Begin DATASET SECTION

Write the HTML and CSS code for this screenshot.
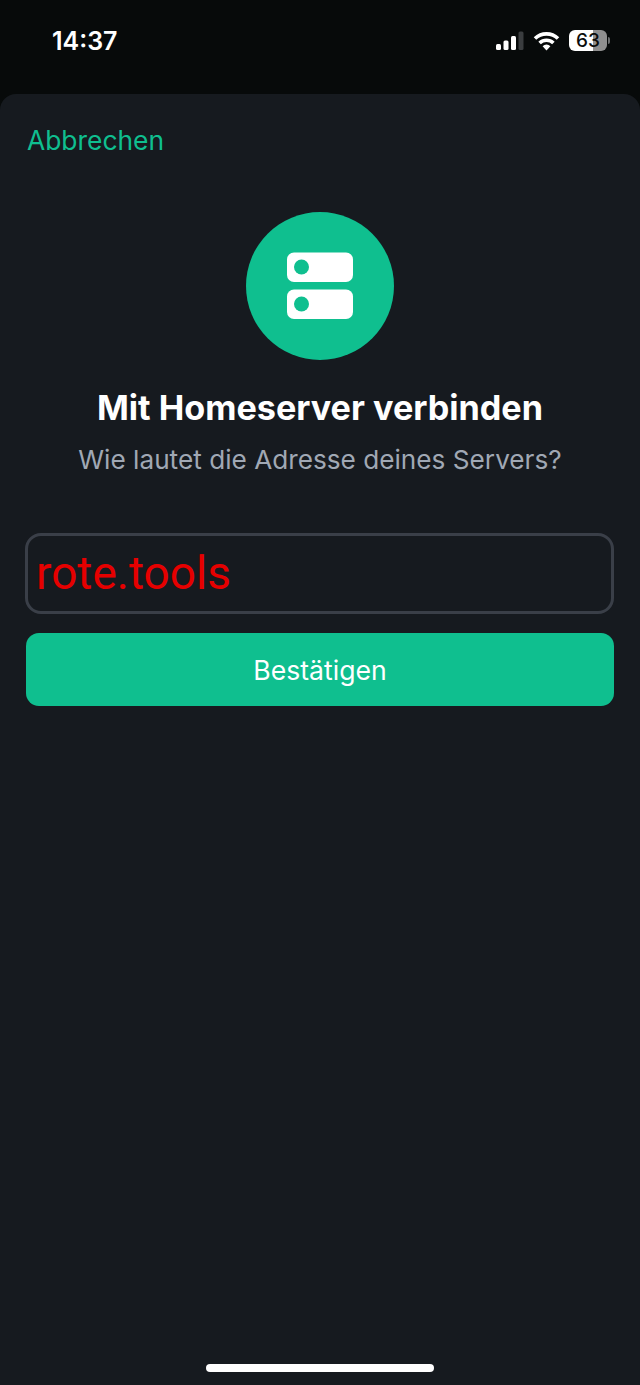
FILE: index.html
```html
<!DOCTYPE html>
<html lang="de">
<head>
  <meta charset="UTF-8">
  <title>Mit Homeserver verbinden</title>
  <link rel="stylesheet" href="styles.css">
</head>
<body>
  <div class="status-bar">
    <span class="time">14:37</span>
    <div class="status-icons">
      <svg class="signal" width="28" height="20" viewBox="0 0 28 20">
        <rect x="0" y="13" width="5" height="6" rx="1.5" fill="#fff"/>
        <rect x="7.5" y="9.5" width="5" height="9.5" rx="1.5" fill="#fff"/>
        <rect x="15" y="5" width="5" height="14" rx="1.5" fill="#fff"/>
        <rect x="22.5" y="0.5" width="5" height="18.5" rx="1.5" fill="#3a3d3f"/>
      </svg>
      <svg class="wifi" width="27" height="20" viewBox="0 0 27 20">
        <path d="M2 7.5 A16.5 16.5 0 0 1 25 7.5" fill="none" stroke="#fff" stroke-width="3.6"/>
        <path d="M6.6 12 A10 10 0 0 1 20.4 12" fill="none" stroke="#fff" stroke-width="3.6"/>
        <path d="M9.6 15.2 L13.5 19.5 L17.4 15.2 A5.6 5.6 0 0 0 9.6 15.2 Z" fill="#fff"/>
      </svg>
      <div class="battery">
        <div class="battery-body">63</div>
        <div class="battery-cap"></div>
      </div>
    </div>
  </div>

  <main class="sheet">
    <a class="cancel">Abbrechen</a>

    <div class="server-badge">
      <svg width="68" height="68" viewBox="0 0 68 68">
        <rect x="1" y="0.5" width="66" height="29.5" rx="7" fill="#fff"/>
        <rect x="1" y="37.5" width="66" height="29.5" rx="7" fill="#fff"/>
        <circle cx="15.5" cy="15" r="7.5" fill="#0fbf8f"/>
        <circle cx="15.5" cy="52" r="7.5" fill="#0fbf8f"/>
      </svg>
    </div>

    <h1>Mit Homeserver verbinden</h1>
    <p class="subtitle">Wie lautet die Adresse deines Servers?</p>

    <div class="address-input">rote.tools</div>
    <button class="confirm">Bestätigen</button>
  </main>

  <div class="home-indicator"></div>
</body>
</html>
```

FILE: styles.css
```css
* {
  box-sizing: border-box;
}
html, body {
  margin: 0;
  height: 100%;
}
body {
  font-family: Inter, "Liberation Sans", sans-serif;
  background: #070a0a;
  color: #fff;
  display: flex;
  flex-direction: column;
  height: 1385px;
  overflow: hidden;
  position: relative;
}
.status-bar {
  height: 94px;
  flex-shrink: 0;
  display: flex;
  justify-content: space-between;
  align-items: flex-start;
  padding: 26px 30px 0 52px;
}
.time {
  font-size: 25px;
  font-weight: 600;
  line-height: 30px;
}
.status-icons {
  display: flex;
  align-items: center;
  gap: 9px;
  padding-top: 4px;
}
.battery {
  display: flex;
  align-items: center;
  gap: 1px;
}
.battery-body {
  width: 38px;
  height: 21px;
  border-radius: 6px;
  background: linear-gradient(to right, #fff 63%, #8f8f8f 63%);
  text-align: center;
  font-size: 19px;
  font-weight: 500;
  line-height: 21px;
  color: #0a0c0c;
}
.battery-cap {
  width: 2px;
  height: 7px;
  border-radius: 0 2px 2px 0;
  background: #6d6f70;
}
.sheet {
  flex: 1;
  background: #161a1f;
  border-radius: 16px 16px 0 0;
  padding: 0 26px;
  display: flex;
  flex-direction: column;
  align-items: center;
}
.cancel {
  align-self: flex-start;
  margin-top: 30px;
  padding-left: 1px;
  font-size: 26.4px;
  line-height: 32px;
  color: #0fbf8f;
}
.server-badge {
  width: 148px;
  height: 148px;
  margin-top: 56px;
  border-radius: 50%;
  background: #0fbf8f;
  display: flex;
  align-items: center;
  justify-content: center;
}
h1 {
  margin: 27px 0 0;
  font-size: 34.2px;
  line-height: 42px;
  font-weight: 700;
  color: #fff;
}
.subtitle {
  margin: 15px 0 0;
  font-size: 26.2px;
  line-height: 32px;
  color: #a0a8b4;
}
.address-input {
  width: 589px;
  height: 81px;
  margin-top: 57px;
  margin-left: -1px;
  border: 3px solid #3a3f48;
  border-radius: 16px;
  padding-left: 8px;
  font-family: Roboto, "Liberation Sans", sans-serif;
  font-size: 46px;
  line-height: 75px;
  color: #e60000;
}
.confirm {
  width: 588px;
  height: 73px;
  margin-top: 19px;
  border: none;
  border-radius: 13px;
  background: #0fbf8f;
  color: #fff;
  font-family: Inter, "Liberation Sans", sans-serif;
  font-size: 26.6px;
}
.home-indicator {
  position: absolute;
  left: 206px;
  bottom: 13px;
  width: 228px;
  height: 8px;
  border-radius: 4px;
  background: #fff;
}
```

End DATASET SECTION

### TASK DESCRIPTION:
Output the data above without changes, apart from leaving out the pictures.

### WRITTEN RESPONSE:
Write the HTML and CSS code for this screenshot.
FILE: index.html
```html
<!DOCTYPE html>
<html lang="de">
<head>
  <meta charset="UTF-8">
  <title>Mit Homeserver verbinden</title>
  <link rel="stylesheet" href="styles.css">
</head>
<body>
  <div class="status-bar">
    <span class="time">14:37</span>
    <div class="status-icons">
      <svg class="signal" width="28" height="20" viewBox="0 0 28 20">
        <rect x="0" y="13" width="5" height="6" rx="1.5" fill="#fff"/>
        <rect x="7.5" y="9.5" width="5" height="9.5" rx="1.5" fill="#fff"/>
        <rect x="15" y="5" width="5" height="14" rx="1.5" fill="#fff"/>
        <rect x="22.5" y="0.5" width="5" height="18.5" rx="1.5" fill="#3a3d3f"/>
      </svg>
      <svg class="wifi" width="27" height="20" viewBox="0 0 27 20">
        <path d="M2 7.5 A16.5 16.5 0 0 1 25 7.5" fill="none" stroke="#fff" stroke-width="3.6"/>
        <path d="M6.6 12 A10 10 0 0 1 20.4 12" fill="none" stroke="#fff" stroke-width="3.6"/>
        <path d="M9.6 15.2 L13.5 19.5 L17.4 15.2 A5.6 5.6 0 0 0 9.6 15.2 Z" fill="#fff"/>
      </svg>
      <div class="battery">
        <div class="battery-body">63</div>
        <div class="battery-cap"></div>
      </div>
    </div>
  </div>

  <main class="sheet">
    <a class="cancel">Abbrechen</a>

    <div class="server-badge">
      <svg width="68" height="68" viewBox="0 0 68 68">
        <rect x="1" y="0.5" width="66" height="29.5" rx="7" fill="#fff"/>
        <rect x="1" y="37.5" width="66" height="29.5" rx="7" fill="#fff"/>
        <circle cx="15.5" cy="15" r="7.5" fill="#0fbf8f"/>
        <circle cx="15.5" cy="52" r="7.5" fill="#0fbf8f"/>
      </svg>
    </div>

    <h1>Mit Homeserver verbinden</h1>
    <p class="subtitle">Wie lautet die Adresse deines Servers?</p>

    <div class="address-input">rote.tools</div>
    <button class="confirm">Bestätigen</button>
  </main>

  <div class="home-indicator"></div>
</body>
</html>
```

FILE: styles.css
```css
* {
  box-sizing: border-box;
}
html, body {
  margin: 0;
  height: 100%;
}
body {
  font-family: Inter, "Liberation Sans", sans-serif;
  background: #070a0a;
  color: #fff;
  display: flex;
  flex-direction: column;
  height: 1385px;
  overflow: hidden;
  position: relative;
}
.status-bar {
  height: 94px;
  flex-shrink: 0;
  display: flex;
  justify-content: space-between;
  align-items: flex-start;
  padding: 26px 30px 0 52px;
}
.time {
  font-size: 25px;
  font-weight: 600;
  line-height: 30px;
}
.status-icons {
  display: flex;
  align-items: center;
  gap: 9px;
  padding-top: 4px;
}
.battery {
  display: flex;
  align-items: center;
  gap: 1px;
}
.battery-body {
  width: 38px;
  height: 21px;
  border-radius: 6px;
  background: linear-gradient(to right, #fff 63%, #8f8f8f 63%);
  text-align: center;
  font-size: 19px;
  font-weight: 500;
  line-height: 21px;
  color: #0a0c0c;
}
.battery-cap {
  width: 2px;
  height: 7px;
  border-radius: 0 2px 2px 0;
  background: #6d6f70;
}
.sheet {
  flex: 1;
  background: #161a1f;
  border-radius: 16px 16px 0 0;
  padding: 0 26px;
  display: flex;
  flex-direction: column;
  align-items: center;
}
.cancel {
  align-self: flex-start;
  margin-top: 30px;
  padding-left: 1px;
  font-size: 26.4px;
  line-height: 32px;
  color: #0fbf8f;
}
.server-badge {
  width: 148px;
  height: 148px;
  margin-top: 56px;
  border-radius: 50%;
  background: #0fbf8f;
  display: flex;
  align-items: center;
  justify-content: center;
}
h1 {
  margin: 27px 0 0;
  font-size: 34.2px;
  line-height: 42px;
  font-weight: 700;
  color: #fff;
}
.subtitle {
  margin: 15px 0 0;
  font-size: 26.2px;
  line-height: 32px;
  color: #a0a8b4;
}
.address-input {
  width: 589px;
  height: 81px;
  margin-top: 57px;
  margin-left: -1px;
  border: 3px solid #3a3f48;
  border-radius: 16px;
  padding-left: 8px;
  font-family: Roboto, "Liberation Sans", sans-serif;
  font-size: 46px;
  line-height: 75px;
  color: #e60000;
}
.confirm {
  width: 588px;
  height: 73px;
  margin-top: 19px;
  border: none;
  border-radius: 13px;
  background: #0fbf8f;
  color: #fff;
  font-family: Inter, "Liberation Sans", sans-serif;
  font-size: 26.6px;
}
.home-indicator {
  position: absolute;
  left: 206px;
  bottom: 13px;
  width: 228px;
  height: 8px;
  border-radius: 4px;
  background: #fff;
}
```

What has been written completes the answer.